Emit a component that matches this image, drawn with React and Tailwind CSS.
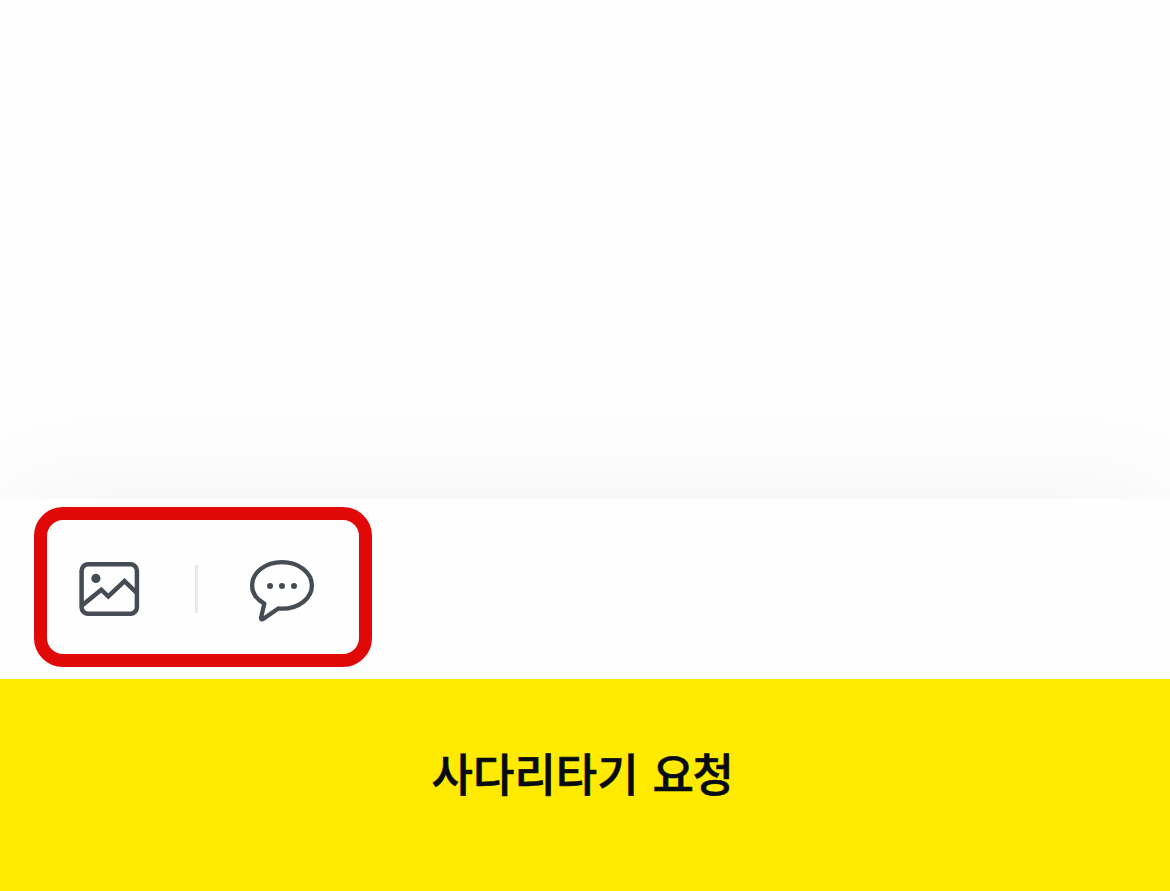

= = = =

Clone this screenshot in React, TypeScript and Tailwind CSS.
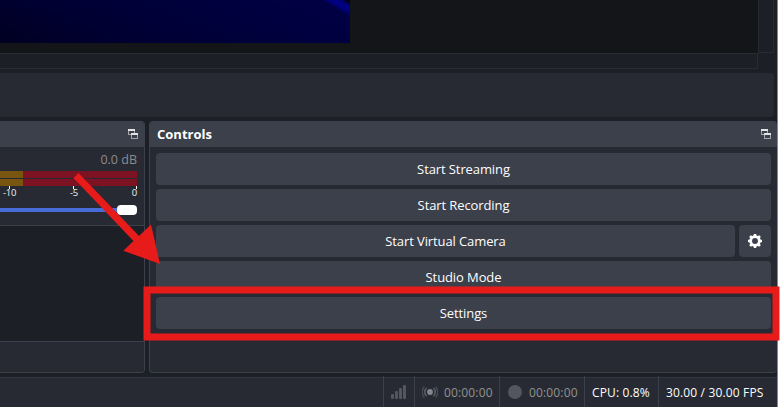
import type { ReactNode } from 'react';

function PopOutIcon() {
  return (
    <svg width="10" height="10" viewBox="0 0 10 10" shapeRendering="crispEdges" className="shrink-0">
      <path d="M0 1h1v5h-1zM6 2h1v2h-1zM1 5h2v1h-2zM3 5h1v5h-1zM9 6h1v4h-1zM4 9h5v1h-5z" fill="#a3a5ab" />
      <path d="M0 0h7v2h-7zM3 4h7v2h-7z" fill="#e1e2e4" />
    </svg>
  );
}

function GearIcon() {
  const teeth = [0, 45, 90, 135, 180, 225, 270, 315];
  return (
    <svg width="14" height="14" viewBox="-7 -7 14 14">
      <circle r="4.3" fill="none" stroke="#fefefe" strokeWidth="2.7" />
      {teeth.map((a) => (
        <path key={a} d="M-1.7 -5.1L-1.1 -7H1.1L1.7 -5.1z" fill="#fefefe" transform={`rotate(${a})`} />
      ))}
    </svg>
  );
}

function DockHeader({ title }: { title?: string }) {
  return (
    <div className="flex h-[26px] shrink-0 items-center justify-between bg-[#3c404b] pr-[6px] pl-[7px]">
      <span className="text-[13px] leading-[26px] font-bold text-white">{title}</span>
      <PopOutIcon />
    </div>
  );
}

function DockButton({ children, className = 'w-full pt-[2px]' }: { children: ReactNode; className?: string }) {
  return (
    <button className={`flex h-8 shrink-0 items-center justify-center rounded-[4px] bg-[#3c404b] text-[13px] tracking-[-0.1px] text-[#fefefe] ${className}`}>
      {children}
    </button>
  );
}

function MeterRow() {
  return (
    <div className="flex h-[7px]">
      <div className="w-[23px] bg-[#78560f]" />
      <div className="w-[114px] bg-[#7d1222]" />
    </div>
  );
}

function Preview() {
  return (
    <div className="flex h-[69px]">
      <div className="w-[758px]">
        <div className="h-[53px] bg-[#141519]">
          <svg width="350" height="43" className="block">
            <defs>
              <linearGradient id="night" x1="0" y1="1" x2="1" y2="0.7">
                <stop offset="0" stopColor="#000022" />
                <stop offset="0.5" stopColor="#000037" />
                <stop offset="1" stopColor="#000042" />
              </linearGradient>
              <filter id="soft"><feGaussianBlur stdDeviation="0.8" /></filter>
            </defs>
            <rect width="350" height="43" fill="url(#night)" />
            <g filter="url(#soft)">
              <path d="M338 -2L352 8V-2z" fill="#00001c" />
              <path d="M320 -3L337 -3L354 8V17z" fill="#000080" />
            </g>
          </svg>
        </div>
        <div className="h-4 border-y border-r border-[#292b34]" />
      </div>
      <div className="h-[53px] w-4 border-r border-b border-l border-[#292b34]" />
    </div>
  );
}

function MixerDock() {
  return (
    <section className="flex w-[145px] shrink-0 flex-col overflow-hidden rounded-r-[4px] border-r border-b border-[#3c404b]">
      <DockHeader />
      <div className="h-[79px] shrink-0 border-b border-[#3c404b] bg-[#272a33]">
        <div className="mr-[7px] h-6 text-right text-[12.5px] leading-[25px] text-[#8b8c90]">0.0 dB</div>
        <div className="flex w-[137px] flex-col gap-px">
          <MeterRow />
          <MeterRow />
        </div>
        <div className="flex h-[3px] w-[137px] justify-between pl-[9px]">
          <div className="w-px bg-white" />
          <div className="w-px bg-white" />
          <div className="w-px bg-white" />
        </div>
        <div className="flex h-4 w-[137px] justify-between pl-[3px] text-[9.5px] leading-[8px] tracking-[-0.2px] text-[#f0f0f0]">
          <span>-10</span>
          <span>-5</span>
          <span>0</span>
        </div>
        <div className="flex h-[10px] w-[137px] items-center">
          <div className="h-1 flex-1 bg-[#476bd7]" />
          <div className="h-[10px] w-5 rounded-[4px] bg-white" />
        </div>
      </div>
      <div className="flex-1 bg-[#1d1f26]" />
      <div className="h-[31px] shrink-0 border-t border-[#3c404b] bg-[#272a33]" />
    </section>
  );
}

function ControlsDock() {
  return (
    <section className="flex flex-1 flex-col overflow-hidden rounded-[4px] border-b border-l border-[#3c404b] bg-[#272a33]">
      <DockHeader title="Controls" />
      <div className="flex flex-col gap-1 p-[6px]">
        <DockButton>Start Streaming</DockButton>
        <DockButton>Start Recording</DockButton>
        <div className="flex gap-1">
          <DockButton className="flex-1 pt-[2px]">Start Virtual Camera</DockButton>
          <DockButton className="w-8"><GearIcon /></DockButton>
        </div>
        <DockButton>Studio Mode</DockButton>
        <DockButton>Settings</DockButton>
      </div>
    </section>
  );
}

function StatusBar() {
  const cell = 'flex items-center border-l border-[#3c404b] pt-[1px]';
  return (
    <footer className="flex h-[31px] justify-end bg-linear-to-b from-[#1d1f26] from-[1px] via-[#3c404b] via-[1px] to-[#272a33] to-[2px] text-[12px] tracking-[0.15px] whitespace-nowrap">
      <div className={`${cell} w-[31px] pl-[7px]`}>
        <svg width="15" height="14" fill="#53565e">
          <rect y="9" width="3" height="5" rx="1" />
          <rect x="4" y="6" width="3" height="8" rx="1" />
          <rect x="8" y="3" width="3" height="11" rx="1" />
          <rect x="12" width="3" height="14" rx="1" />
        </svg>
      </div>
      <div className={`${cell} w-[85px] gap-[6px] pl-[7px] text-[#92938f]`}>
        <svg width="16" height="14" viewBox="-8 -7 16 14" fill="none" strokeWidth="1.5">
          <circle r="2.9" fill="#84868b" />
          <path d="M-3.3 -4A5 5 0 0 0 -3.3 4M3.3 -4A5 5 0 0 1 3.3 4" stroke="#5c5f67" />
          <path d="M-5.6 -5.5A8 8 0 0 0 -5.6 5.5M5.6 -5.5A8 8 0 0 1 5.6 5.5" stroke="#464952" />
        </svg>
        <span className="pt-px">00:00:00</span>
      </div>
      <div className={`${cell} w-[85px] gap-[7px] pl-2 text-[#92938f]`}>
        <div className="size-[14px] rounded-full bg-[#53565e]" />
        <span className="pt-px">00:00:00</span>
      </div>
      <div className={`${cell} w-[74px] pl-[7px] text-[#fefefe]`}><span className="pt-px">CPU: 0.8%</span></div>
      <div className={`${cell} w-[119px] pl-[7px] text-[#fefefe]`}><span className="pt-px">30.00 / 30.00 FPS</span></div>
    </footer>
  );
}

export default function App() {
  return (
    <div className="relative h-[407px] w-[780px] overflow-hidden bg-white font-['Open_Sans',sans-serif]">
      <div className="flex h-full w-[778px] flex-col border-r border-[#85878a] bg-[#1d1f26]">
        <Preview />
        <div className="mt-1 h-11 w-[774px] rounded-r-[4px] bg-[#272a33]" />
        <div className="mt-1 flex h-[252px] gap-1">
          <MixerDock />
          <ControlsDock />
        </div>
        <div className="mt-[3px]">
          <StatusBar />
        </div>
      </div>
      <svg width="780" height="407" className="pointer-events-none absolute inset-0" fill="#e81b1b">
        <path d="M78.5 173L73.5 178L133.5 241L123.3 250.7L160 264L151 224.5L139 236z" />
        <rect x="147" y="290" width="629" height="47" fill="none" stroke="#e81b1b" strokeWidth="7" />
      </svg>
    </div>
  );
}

= = = =

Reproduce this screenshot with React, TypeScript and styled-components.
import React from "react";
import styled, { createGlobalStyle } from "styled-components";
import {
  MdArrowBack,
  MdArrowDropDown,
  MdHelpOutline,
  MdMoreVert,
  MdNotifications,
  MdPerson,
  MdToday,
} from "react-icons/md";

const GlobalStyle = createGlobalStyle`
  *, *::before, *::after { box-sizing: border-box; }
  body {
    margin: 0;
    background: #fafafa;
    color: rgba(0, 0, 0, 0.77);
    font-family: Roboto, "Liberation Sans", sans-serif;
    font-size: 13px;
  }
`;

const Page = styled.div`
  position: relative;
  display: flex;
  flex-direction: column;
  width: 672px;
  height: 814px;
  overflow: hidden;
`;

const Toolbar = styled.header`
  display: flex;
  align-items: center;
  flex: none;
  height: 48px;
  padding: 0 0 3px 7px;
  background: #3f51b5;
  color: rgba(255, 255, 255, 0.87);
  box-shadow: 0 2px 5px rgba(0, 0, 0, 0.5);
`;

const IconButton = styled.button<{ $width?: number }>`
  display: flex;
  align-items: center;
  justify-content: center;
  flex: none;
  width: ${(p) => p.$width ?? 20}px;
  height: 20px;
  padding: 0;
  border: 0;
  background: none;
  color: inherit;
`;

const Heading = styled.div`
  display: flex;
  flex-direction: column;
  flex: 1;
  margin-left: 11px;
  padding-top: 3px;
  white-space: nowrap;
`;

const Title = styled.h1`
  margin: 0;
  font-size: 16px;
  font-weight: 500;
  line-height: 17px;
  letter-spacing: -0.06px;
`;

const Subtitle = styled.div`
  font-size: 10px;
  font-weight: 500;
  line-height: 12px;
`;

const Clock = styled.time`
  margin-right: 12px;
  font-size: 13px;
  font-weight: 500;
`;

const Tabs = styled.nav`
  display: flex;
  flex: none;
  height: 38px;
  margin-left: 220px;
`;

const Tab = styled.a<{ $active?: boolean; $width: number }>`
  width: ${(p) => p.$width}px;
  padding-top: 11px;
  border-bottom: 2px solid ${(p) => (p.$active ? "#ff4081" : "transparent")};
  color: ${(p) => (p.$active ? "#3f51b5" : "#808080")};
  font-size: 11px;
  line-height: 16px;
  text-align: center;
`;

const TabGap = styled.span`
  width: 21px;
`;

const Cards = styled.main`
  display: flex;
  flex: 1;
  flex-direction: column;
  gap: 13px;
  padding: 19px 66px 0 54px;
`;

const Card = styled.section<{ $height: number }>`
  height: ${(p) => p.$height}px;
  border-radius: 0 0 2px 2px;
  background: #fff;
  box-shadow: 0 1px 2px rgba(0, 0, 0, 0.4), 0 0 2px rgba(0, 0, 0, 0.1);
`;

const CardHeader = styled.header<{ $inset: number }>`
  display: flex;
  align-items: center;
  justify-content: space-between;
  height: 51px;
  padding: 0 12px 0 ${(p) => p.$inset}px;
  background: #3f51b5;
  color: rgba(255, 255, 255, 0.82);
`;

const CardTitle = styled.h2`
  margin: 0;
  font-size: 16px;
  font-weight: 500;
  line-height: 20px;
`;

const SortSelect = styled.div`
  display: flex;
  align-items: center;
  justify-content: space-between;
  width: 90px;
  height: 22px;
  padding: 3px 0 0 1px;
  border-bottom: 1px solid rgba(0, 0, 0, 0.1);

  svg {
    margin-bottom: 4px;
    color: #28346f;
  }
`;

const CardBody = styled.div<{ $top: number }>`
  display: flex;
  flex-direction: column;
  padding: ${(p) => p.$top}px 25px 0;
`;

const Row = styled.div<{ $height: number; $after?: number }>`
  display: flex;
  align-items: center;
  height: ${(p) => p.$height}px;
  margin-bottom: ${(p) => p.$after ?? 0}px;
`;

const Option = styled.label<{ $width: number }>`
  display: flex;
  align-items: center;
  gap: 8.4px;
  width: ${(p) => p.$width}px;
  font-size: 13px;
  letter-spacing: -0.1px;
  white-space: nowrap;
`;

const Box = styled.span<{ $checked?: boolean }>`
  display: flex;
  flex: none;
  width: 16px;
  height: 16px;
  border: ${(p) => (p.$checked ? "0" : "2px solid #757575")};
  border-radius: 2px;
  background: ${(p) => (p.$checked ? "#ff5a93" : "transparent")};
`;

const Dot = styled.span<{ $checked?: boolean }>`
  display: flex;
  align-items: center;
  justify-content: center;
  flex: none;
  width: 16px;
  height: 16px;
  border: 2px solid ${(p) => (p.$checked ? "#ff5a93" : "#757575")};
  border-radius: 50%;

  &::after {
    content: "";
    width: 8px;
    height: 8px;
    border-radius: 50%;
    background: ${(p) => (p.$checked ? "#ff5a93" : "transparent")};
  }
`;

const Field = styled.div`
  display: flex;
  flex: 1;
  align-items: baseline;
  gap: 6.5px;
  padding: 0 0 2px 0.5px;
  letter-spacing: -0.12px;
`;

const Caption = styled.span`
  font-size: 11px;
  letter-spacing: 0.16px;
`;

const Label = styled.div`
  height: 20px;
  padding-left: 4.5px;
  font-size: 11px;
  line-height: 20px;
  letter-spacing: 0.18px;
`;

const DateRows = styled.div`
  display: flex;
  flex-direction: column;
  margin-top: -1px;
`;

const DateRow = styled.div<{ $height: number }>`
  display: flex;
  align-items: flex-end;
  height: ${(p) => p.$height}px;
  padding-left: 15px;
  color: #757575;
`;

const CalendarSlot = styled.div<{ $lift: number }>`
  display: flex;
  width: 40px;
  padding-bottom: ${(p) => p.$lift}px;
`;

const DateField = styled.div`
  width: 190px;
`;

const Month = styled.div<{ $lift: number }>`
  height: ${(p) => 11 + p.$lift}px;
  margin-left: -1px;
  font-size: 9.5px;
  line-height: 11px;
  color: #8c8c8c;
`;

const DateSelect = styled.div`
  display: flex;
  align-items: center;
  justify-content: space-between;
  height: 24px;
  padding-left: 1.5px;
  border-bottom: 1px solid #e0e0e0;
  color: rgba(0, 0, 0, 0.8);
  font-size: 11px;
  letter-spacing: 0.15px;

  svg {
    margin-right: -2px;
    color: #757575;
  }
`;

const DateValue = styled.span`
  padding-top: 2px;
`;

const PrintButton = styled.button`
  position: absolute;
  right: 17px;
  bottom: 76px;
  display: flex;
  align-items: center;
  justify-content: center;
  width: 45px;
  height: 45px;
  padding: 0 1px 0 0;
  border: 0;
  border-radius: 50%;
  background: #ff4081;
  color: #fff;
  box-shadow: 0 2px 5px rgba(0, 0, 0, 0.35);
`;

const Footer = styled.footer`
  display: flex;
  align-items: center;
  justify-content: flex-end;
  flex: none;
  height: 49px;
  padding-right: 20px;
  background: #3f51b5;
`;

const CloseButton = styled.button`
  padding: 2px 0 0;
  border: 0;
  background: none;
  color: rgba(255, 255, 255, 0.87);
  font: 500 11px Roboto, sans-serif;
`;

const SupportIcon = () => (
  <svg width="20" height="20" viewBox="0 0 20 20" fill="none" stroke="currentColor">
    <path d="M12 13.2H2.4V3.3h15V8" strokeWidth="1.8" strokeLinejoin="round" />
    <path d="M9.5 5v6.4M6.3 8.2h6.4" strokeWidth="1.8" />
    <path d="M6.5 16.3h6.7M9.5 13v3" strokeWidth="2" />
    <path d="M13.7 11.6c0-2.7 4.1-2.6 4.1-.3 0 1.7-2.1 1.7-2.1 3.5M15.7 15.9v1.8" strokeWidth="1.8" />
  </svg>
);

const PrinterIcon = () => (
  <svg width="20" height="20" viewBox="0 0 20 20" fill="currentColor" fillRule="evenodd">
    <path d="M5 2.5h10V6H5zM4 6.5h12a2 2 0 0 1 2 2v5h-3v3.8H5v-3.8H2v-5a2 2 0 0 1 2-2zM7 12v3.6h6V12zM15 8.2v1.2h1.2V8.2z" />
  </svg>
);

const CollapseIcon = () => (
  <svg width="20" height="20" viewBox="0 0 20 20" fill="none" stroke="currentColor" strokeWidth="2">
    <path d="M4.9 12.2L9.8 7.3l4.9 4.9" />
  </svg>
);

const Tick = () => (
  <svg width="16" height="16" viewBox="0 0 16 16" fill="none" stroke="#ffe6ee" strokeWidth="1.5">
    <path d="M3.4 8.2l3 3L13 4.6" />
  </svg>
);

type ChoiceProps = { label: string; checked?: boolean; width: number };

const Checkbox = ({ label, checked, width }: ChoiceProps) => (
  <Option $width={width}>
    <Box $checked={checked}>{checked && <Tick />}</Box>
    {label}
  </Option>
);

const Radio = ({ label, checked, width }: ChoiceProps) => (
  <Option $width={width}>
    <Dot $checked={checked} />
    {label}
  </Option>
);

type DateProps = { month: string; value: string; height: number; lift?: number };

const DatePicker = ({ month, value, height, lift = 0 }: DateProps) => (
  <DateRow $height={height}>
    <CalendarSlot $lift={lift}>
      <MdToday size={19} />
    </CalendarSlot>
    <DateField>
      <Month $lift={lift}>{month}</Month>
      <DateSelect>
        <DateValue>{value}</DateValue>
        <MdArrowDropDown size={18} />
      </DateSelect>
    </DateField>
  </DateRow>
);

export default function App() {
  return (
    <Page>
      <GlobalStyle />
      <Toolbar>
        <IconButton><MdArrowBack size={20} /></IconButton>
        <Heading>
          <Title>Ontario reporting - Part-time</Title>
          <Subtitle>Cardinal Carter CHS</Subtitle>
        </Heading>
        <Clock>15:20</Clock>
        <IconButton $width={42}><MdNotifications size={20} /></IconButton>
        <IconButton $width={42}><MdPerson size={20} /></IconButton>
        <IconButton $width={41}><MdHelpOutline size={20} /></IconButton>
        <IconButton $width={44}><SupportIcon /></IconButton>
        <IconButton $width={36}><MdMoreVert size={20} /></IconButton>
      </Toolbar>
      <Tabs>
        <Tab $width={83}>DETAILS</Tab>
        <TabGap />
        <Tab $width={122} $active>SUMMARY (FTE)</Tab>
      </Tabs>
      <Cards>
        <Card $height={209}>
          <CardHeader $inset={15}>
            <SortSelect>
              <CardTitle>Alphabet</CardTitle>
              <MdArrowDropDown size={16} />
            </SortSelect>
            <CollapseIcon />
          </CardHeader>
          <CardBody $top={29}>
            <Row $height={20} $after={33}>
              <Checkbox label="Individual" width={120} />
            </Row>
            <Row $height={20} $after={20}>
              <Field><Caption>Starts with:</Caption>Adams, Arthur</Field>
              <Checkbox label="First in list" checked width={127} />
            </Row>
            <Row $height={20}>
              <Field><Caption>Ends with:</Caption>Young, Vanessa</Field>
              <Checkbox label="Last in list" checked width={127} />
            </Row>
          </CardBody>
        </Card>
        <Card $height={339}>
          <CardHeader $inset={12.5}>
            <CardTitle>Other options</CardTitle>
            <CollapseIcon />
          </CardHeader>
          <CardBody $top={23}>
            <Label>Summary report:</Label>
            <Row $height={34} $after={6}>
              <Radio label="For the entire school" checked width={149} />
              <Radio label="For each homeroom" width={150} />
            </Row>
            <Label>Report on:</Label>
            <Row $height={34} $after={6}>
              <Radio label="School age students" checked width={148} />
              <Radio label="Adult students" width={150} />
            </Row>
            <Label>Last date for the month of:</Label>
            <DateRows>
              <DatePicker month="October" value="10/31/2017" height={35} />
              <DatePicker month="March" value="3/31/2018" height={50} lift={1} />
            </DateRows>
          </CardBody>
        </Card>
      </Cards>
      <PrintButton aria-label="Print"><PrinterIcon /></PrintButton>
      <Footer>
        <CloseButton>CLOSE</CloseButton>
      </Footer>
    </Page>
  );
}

= = = =

### Task:
From the data, list each line in which the string "screenshot" appears.

### Completed exercise:
Clone this screenshot in React, TypeScript and Tailwind CSS.
Reproduce this screenshot with React, TypeScript and styled-components.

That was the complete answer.